Una amiga se ocupaba de cuidar a su suegra, la cual ya no salía más de su casa. Un día, le preguntó qué era lo que más deseaba, y ella le contestó: «Que me laven los pies». Mi amiga admitió: «¡Odio hacer ese trabajo! Cada vez que me pedía que lo hiciera, no me gustaba, y le rogaba a Dios que ella no se diera cuenta de mi actitud».
Pero, un día, su mala actitud cambió en un instante. Comentó, que cuando tomó el recipiente y la toalla, y se arrodilló delante de su suegra: «Miré hacia arriba y, por un momento, sentí que estaba lavando los pies de Jesús mismo. ¡Ella era Jesús disfrazado!». Desde entonces, fue un honor lavar los pies de su suegra.

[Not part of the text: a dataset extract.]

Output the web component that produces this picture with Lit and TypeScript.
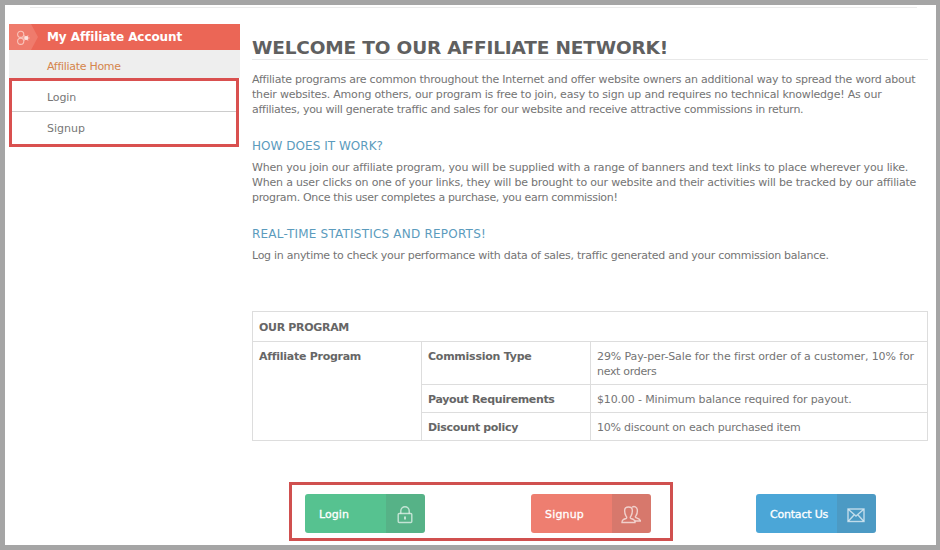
import { LitElement, html, css, svg } from "lit";
import { customElement, property } from "lit/decorators.js";

/** One line of text, tracked so that it fills a given measure. */
@customElement("text-line")
class TextLine extends LitElement {
  @property({ type: Number }) measure = 0;
  @property() text = "";
  static styles = css`
    :host { display: block; white-space: nowrap; }
  `;
  render() {
    return html`<span>${this.text}</span>`;
  }
  firstUpdated() {
    const span = this.renderRoot.querySelector("span") as HTMLElement;
    const natural = span.getBoundingClientRect().width;
    span.style.letterSpacing = `${(this.measure - natural) / this.text.length}px`;
  }
}

const line = (text: string, measure: number) =>
  html`<text-line .text=${text} .measure=${measure}></text-line>`;

const lockIcon = svg`<rect x="3.200" y="8.500" width="13.600" height="9" rx="1"/><path d="M5.800 8.500V6a4.200 4.300 0 0 1 8.400 0v2.500"/><path d="M10 11.500v3" stroke-width="2"/>`;
const usersIcon = svg`<path d="M1 17.500c0-2.500 1-3 4-4 1-.5 1-1.500 0-2.500C4 9.500 3.500 7.500 3.700 5c.2-4 7.400-4 7.600 0 .2 2.500-.3 4.500-1.300 6-1 1-1 2 0 2.500 3 1 4 1.500 4 4z"/><path d="M11 2.200c2-1.400 5.200-.6 5.300 2.800.2 2-.2 4-1.200 5.500-1 1-1 1.900.4 2.300 2.500.8 3.500 1.200 4 3.200h-5.500"/>`;
const mailIcon = svg`<rect x="2" y="4" width="16" height="12.500"/><path d="M2.500 4.500l7.500 6.500L17.500 4.500M2.500 16l5.500-6M17.500 16l-5.500-6"/>`;

@customElement("app-root")
class AppRoot extends LitElement {
  static styles = css`
    :host {
      display: block;
      font-family: "DejaVu Sans", Verdana, sans-serif;
      font-size: 11px;
      line-height: 15px;
      color: #747474;
    }
    * { box-sizing: border-box; }
    .frame {
      width: 940px;
      height: 550px;
      border: 5px solid #a5a5a5;
      border-right-width: 4px;
      background: #fff;
      overflow: hidden;
    }
    .rule { margin: 2px 19px 0 25px; height: 1px; background: #ececec; }
    .page { display: grid; grid-template-columns: 231px 676px; column-gap: 12px; padding: 16px 0 0 4px; }
    .side-head {
      display: flex;
      align-items: center;
      height: 26px;
      background: #eb6656;
      color: #fff;
      font-size: 12px;
      font-weight: bold;
    }
    .side-icon { width: 38px; height: 26px; flex: none; }
    .home { height: 28px; padding: 9px 0 0 38px; background: #eee; color: #d5854c; }
    .menu { border: 3px solid #d9504f; height: 69px; margin: 0 1px 0 0; }
    .menu div { height: 31px; padding: 9px 0 0 35px; color: #777; }
    .menu div:first-child { border-bottom: 1px solid #ccc; }
    h1 { margin: 13px 0 0; height: 23px; border-bottom: 1px solid #e8e8e8; font-size: 18.500px; line-height: 22px; color: #606060; }
    p { margin: 12px 0 0; }
    h2 { margin: 22px 0 0; font-size: 12px; line-height: 15px; font-weight: normal; color: #5b9bbd; }
    h2 + p { margin-top: 6px; }
    .program {
      display: grid;
      grid-template-columns: 169px 169px 337px;
      grid-template-rows: 30px 43px 28px 28px;
      width: 676px;
      margin-top: 48px;
      border: 1px solid #ddd;
      border-width: 1px 0 0 1px;
    }
    .program > div { padding: 7px 6px 0; border: 1px solid #ddd; border-width: 0 1px 1px 0; }
    .program .title { grid-column: 1 / 4; padding-top: 8px; }
    .program .name { grid-row: 2 / 5; }
    .b { font-weight: bold; color: #666; }
    .actions { display: flex; align-items: flex-start; gap: 83px; padding-left: 284px; margin-top: 41px; }
    .actions > .btn { margin-top: 12px; }
    .marked { display: flex; padding: 9px 19px 0 13px; width: 384px; height: 59px; border: 3px solid #d0504f; justify-content: space-between; }
    .btn { display: flex; width: 120px; height: 39px; border-radius: 3px; overflow: hidden; color: #fff; }
    .btn .label { flex: 1; padding: 13px 0 0 14px; -webkit-text-stroke: 0.3px #fff; }
    .btn .icon { width: 39px; padding: 11px 0 0 9px; background: rgba(90, 90, 90, 0.15); }
    .btn svg { display: block; width: 20px; height: 20px; fill: none; stroke: rgba(255, 255, 255, 0.65); stroke-width: 1.4; }
    .green { background: #56c290; }
    .red { background: #ee7e70; }
    .blue { background: #4ba6d7; }
  `;

  button(kind: string, label: string, measure: number, icon: unknown) {
    return html`<div class="btn ${kind}">
      <div class="label">${line(label, measure)}</div>
      <div class="icon"><svg viewBox="0 0 20 20">${icon}</svg></div>
    </div>`;
  }

  render() {
    return html`<div class="frame">
      <div class="rule"></div>
      <div class="page">
        <div class="side">
          <div class="side-head">
            <svg class="side-icon" viewBox="0 0 38 26">
              <path d="M0 0h22l7 13-7 13H0z" fill="#ef7b6c"/>
              <g fill="none" stroke="#f9c4bb" stroke-width="1.100">
                <circle cx="11.700" cy="10.300" r="3.100"/><circle cx="11.700" cy="17.300" r="3.100"/>
                <path d="M13.500 14h7M15.200 11.500l4 5M19.200 11.500l-4 5"/>
              </g>
              <circle cx="17.200" cy="14" r="2" fill="#fde3de"/>
            </svg>
            ${line("My Affiliate Account", 134)}
          </div>
          <div class="home">${line("Affiliate Home", 74)}</div>
          <div class="menu">
            <div>${line("Login", 29)}</div>
            <div>${line("Signup", 38)}</div>
          </div>
        </div>
        <div class="main">
          <h1>${line("WELCOME TO OUR AFFILIATE NETWORK!", 416)}</h1>
          <p>
            ${line("Affiliate programs are common throughout the Internet and offer website owners an additional way to spread the word about", 663.5)}
            ${line("their websites. Among others, our program is free to join, easy to sign up and requires no technical knowledge! As our", 629.5)}
            ${line("affiliates, you will generate traffic and sales for our website and receive attractive commissions in return.", 551)}
          </p>
          <h2>${line("HOW DOES IT WORK?", 131)}</h2>
          <p>
            ${line("When you join our affiliate program, you will be supplied with a range of banners and text links to place wherever you like.", 656)}
            ${line("When a user clicks on one of your links, they will be brought to our website and their activities will be tracked by our affiliate", 664)}
            ${line("program. Once this user completes a purchase, you earn commission!", 365.5)}
          </p>
          <h2>${line("REAL-TIME STATISTICS AND REPORTS!", 234)}</h2>
          <p>${line("Log in anytime to check your performance with data of sales, traffic generated and your commission balance.", 576.5)}</p>
          <div class="program">
            <div class="title b">${line("OUR PROGRAM", 90)}</div>
            <div class="name b">${line("Affiliate Program", 101)}</div>
            <div class="b">${line("Commission Type", 103.5)}</div>
            <div>${line("29% Pay-per-Sale for the first order of a customer, 10% for", 317)}${line("next orders", 59.5)}</div>
            <div class="b">${line("Payout Requirements", 126.5)}</div>
            <div>${line("$10.00 - Minimum balance required for payout.", 254.5)}</div>
            <div class="b">${line("Discount policy", 90)}</div>
            <div>${line("10% discount on each purchased item", 203.5)}</div>
          </div>
        </div>
      </div>
      <div class="actions">
        <div class="marked">
          ${this.button("green", "Login", 30, lockIcon)}
          ${this.button("red", "Signup", 39, usersIcon)}
        </div>
        ${this.button("blue", "Contact Us", 58, mailIcon)}
      </div>
    </div>`;
  }
}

Cuando escuché su relato conmovedor, pensé en la historia que relató Jesús en la ladera del monte de los Olivos sobre el final de los tiempos. El rey recibe en su reino a sus hijos, diciendo que, cuando visitaron a los enfermos y alimentaron a los hambrientos, «en cuanto lo hicisteis a uno de estos mis hermanos más pequeños, a mí lo hicisteis» (Mateo 25:40). Nosotros también servimos a Jesús cuando visitamos a los presos o damos ropa a los necesitados.
Que hoy te suceda como a mi amiga, la cual ahora se pregunta cuando conoce a alguien: ¿Eres Jesús disfrazado?